Le Sénégal, troisième meilleure performance en matière de pression fiscale
Les recettes fiscales présentent une configuration dominée par les impôts indirects prélevés sur le commerce extérieur, notent Arona Ba et Youssoupha Sakrya Diagne. Toutefois, ils estiment que le poids de ces taxes tend à baisser dans le temps notamment sous l’effet des mesures de libéralisation des échanges commerciaux. « Au Sénégal, les revenus fiscaux représentent environ 60 % du total des recettes budgétaires. La structure de ces ressources est dominée par les impôts indirects qui comptent pour près de 70 % des recettes contre environ 30 % pour les impôts directs.

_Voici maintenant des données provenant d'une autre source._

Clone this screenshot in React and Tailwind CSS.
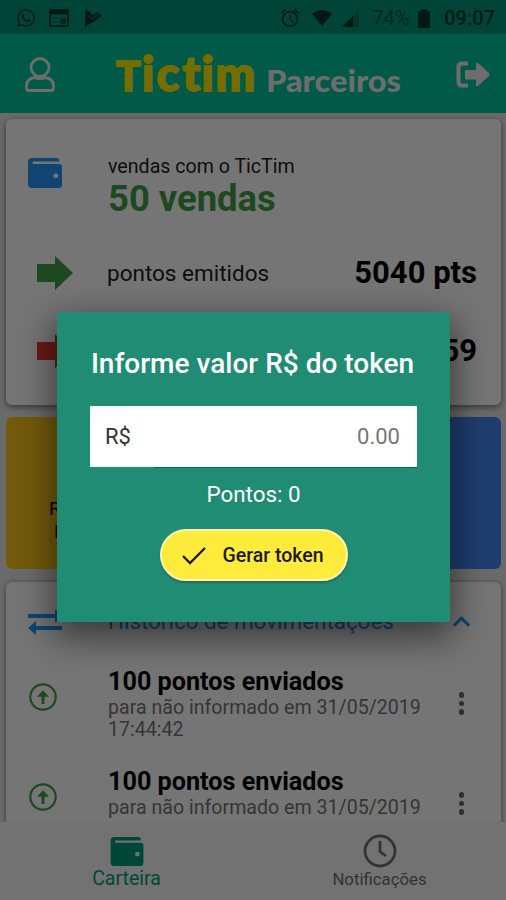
import { ChevronUp } from 'lucide-react';
import { FaWhatsapp } from 'react-icons/fa';
import { MdAlarm } from 'react-icons/md';

const movements = [
  { id: 1, title: '100 pontos enviados', detail: 'para não informado em 31/05/2019', time: '17:44:42' },
  { id: 2, title: '100 pontos enviados', detail: 'para não informado em 31/05/2019' },
];

const WalletIcon = ({ className }) => (
  <svg viewBox="0 0 34 30" className={className} fill="currentColor">
    <path
      fillRule="evenodd"
      d="M4 0H29.500Q31.500 .5 31.500 3.500H5Q3.800 4.500 5 6H31Q34 6 34 9V27Q34 30 31 30H4Q0 30 0 26V4Q0 0 4 0ZM26.500 15.500a1.500 1.500 0 0 0-1 1.500v1.500a1.500 1.500 0 0 0 1.500 1.500h1.500a1.500 1.500 0 0 0 1.500-1.500v-1.500a1.500 1.500 0 0 0-1.500-1.500Z"
    />
  </svg>
);

const ArrowIcon = ({ className }) => (
  <svg viewBox="0 0 36 34" className={className} fill="currentColor">
    <path d="M0 8H18V0L36 17L18 34V26H0Z" />
  </svg>
);

const StatusBar = () => (
  <div className="h-[34px] shrink-0 bg-[#00947a] flex items-center justify-between pl-4 pt-[2px] pr-[11px] text-[#00382e]">
    <div className="flex items-center gap-[13px]">
      <FaWhatsapp className="w-5 h-5" />
      <svg viewBox="0 0 20 18" className="w-5 h-[18px]" fill="none" stroke="currentColor" strokeWidth="1.800">
        <rect x="1" y="1" width="18" height="16" rx="1" />
        <path d="M1 3.500H19" strokeWidth="4" />
        <path d="M4 9H9M4 13H9" strokeWidth="1" opacity=".6" />
        <path d="M11 9H17V15H11Z" fill="currentColor" stroke="none" opacity=".6" />
      </svg>
      <svg viewBox="0 0 19 18" className="w-[19px] h-[18px] ml-[2px]" fill="currentColor">
        <path d="M1 0L6 3L8 6L14 3L18 7L1 18Z" />
        <path d="M5 7L8 10L15 4" fill="none" stroke="#00947a" strokeWidth="1" />
      </svg>
    </div>
    <div className="flex items-center font-['Roboto',sans-serif] text-[20px]">
      <MdAlarm className="w-[22px] h-[22px] mr-[11px]" />
      <svg viewBox="0 0 20 16" className="w-5 h-4 mr-[10px]" fill="currentColor">
        <path d="M0 4Q10 -4 20 4L10 16Z" />
      </svg>
      <svg viewBox="0 0 17 17" className="w-[17px] h-[17px] mr-[13px]" fill="currentColor">
        <path d="M0 17L17 0V17Z" opacity=".35" />
        <path d="M0 17L11 6V17Z" />
      </svg>
      <span className="w-[37px] mr-[9px] opacity-70">74%</span>
      <svg viewBox="0 0 12 19" className="w-3 h-[19px] mr-[14px]" fill="currentColor">
        <path d="M3 0H9V2H12V19H0V2H3Z" />
      </svg>
      <span className="font-medium">09:07</span>
    </div>
  </div>
);

const Header = () => (
  <header className="h-[79px] shrink-0 bg-[#00c49b] flex items-center justify-between pl-[25px] pr-4 text-[#ededed]">
    <svg viewBox="0 0 30 35" className="w-[30px] h-[35px] mt-[2px]" fill="none" stroke="currentColor" strokeWidth="2.800">
      <circle cx="15" cy="10.500" r="9" />
      <path d="M10 20.500Q1.500 21.500 1.500 29V31Q1.500 33.500 4 33.500H26Q28.500 33.500 28.500 31V29Q28.500 21.500 20 20.500Q15 23 10 20.500Z" />
    </svg>
    <svg viewBox="0 0 290 70" className="w-[290px] h-[70px] ml-2" fontFamily="Lato, sans-serif" fontWeight="900" strokeLinejoin="round">
      <text y="51.500" fill="#ffee00" stroke="#ffee00" strokeWidth="1.800">
        <tspan x="1" fontSize="41">T</tspan>
        <tspan x="27 41.500 67.500 86.500 100.500" fontSize="47">ictim</tspan>
      </text>
      <text x="151" y="52.500" fontSize="30" textLength="135" lengthAdjust="spacingAndGlyphs" fill="#ededed">
        Parceiros
      </text>
    </svg>
    <svg viewBox="0 0 34 27" className="w-[34px] h-[27px] mt-px">
      <path d="M12 2.500H6Q2.500 2.500 2.500 6V21Q2.500 24.500 6 24.500H12" fill="none" stroke="currentColor" strokeWidth="4" />
      <path d="M10 9H20V3Q20 .5 22 2L33 12Q34 13.500 33 15L22 25Q20 26 20 24V18.500H10Q9 18.500 9 17.500V10Q9 9 10 9Z" fill="currentColor" />
    </svg>
  </header>
);

const SummaryCard = () => (
  <section className="h-[286px] shrink-0 rounded-md bg-white shadow-[0_2px_6px_rgba(0,0,0,0.5)] text-black">
    <div className="flex pt-[36px] pl-[22px]">
      <WalletIcon className="w-[34px] h-[30px] mt-[3px] mr-[46px] text-[#2196f3]" />
      <div>
        <p className="text-[19.600px] leading-[23px] text-[#222222]">vendas com o TicTim</p>
        <p className="text-[36.400px] leading-[42px] font-bold text-[#43a047]">50 vendas</p>
      </div>
    </div>
    <div className="flex items-center h-[78px] mt-[14px] pl-[31px] pr-[24px]">
      <ArrowIcon className="w-9 h-[34px] mr-[34px] text-[#43a047]" />
      <span className="grow pt-[2px] text-[22.500px] text-[#222222]">pontos emitidos</span>
      <span className="text-[31px] font-bold">5040 pts</span>
    </div>
    <div className="flex items-center justify-between h-[78px] pl-[31px] pr-[24px]">
      <ArrowIcon className="w-9 h-[34px] text-[#e53935]" />
      <span className="text-[31px] font-bold">59</span>
    </div>
  </section>
);

const History = () => (
  <section className="h-[300px] shrink-0 rounded-md bg-white shadow-[0_1px_5px_rgba(0,0,0,0.5)]">
    <div className="flex items-center h-[78px] pl-[22px] pr-[26px] text-[#2196f3]">
      <svg viewBox="0 0 34 26" className="w-[34px] h-[26px] mt-[2px] mr-[46px]" fill="currentColor">
        <path d="M0 5H27V0L34 7L27 14V9H0ZM34 17H8V12L0 19L8 26V21H34Z" />
      </svg>
      <span className="grow pt-[2px] text-[22.400px]">Histórico de movimentações</span>
      <ChevronUp className="w-[27px] h-[27px]" strokeWidth={2.7} />
    </div>
    {movements.map((m) => (
      <div key={m.id} className="flex h-[100px] pl-[23px] pr-[37px]">
        <svg viewBox="0 0 28 28" className="w-7 h-7 mt-[23px] mr-[51px] text-[#43a047]" fill="none" stroke="currentColor">
          <circle cx="14" cy="14" r="12.700" strokeWidth="2.200" />
          <path d="M14 21V9" strokeWidth="3" />
          <path d="M8.500 13.500L14 7.500L19.500 13.500Z" fill="currentColor" strokeWidth=".5" />
        </svg>
        <div className="w-[330px]">
          <p className="pt-[7px] text-[25.200px] leading-[30px] font-bold text-black">{m.title}</p>
          <p className="text-[19.600px] leading-[22px] text-[#757575]">{m.detail}</p>
          {m.time && <p className="text-[19.600px] leading-[22px] text-[#757575]">{m.time}</p>}
        </div>
        <div className="ml-auto mt-[32px] flex flex-col gap-[3px]">
          <i className="w-[5.500px] h-[5.500px] rounded-full bg-[#666666]" />
          <i className="w-[5.500px] h-[5.500px] rounded-full bg-[#666666]" />
          <i className="w-[5.500px] h-[5.500px] rounded-full bg-[#666666]" />
        </div>
      </div>
    ))}
  </section>
);

const BottomNav = () => (
  <nav className="h-[78px] shrink-0 relative flex bg-[#f8f8f8]">
    <div className="w-1/2 flex flex-col items-center pt-[15px] text-[#009b78]">
      <WalletIcon className="w-[34px] h-[29px]" />
      <span className="mt-px text-[19.500px] leading-[23px]">Carteira</span>
    </div>
    <div className="w-1/2 flex flex-col items-center pt-[12px] text-[#707070]">
      <svg viewBox="0 0 34 34" className="w-[34px] h-[34px]" fill="none" stroke="currentColor" strokeWidth="2.800">
        <circle cx="17" cy="17" r="15" />
        <path d="M17 7V17.500L23 22" />
      </svg>
      <span className="text-[16.800px] leading-[22px]">Notificações</span>
    </div>
  </nav>
);

const TokenDialog = () => (
  <div className="absolute inset-0 bg-black/54">
    <div className="ml-[57px] mt-[312px] w-[393px] h-[310px] rounded-[2px] bg-[#208c73] shadow-[0_12px_34px_4px_rgba(0,0,0,0.5)] flex flex-col items-center px-[33px] text-white">
      <h2 className="mt-[36px] mr-[2px] text-[28px] leading-[32px] font-medium whitespace-nowrap">Informe valor R$ do token</h2>
      <div className="mt-[26px] w-[327px] h-[61px] shrink-0 bg-white flex items-center justify-between pl-[15px] pr-[17px] text-[22px]">
        <span className="text-[#333333]">R$</span>
        <span className="text-[#777777]">0.00</span>
      </div>
      <div className="self-end w-[263px] h-px bg-[#006b52]" />
      <p className="mt-[13px] text-[22.400px] leading-[26px]">Pontos: 0</p>
      <button className="mt-[22px] w-[188px] h-[52px] rounded-full border-2 border-[#fff7b0] bg-[#ffeb3b] shadow-[0_2px_2px_rgba(0,0,0,0.2)] flex items-center pl-[20px] text-[#1a1a1a]">
        <svg viewBox="0 0 24 18" className="w-6 h-[18px] mt-px mr-[17px]" fill="none" stroke="currentColor" strokeWidth="2.300">
          <path d="M1 9L8 16L23 1" />
        </svg>
        <span className="pt-[2px] text-[19.500px] font-medium whitespace-nowrap">Gerar token</span>
      </button>
    </div>
  </div>
);

const App = () => (
  <div className="relative w-[506px] h-[900px] overflow-hidden flex flex-col bg-[#e8e8e8] font-['Roboto',sans-serif]">
    <StatusBar />
    <Header />
    <main className="h-[709px] shrink-0 overflow-hidden flex flex-col pt-[6px] pl-[6px] pr-[5px]">
      <SummaryCard />
      <div className="flex justify-between h-[152px] shrink-0 mt-[12px] mb-[13px] text-[19px] leading-[23px]">
        <div className="w-[160px] rounded-md bg-[#fbc51b] pt-[80px] pl-[43px]">
          <p>Receber</p>
          <p className="pl-[5px]">Pontos</p>
        </div>
        <div className="w-[160px] rounded-md bg-[#4285f4]" />
      </div>
      <History />
    </main>
    <BottomNav />
    <TokenDialog />
  </div>
);

export default App;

En outre, cette répartition montre une certaine dépendance par rapport à la fiscalité intérieure sur biens et services qui représente plus de 50 % alors que la part des prélèvements sur les revenus, bénéfices et salaires reste relativement modeste (environs 27%). Le pays enregistre toutefois la troisième meilleure performance en matière de pression fiscale de la zone UEMOA en 2016 derrière le Niger et le Togo. Il réalise ainsi un taux situé aux alentours de 17 % en 2016 qui reste inférieur au critère de 20 % retenu dans le cadre de la surveillance multilatérale au sein des Etats membres de l’UEMOA » concluent Arona Ba et Youssoupha Sakrya Diagne.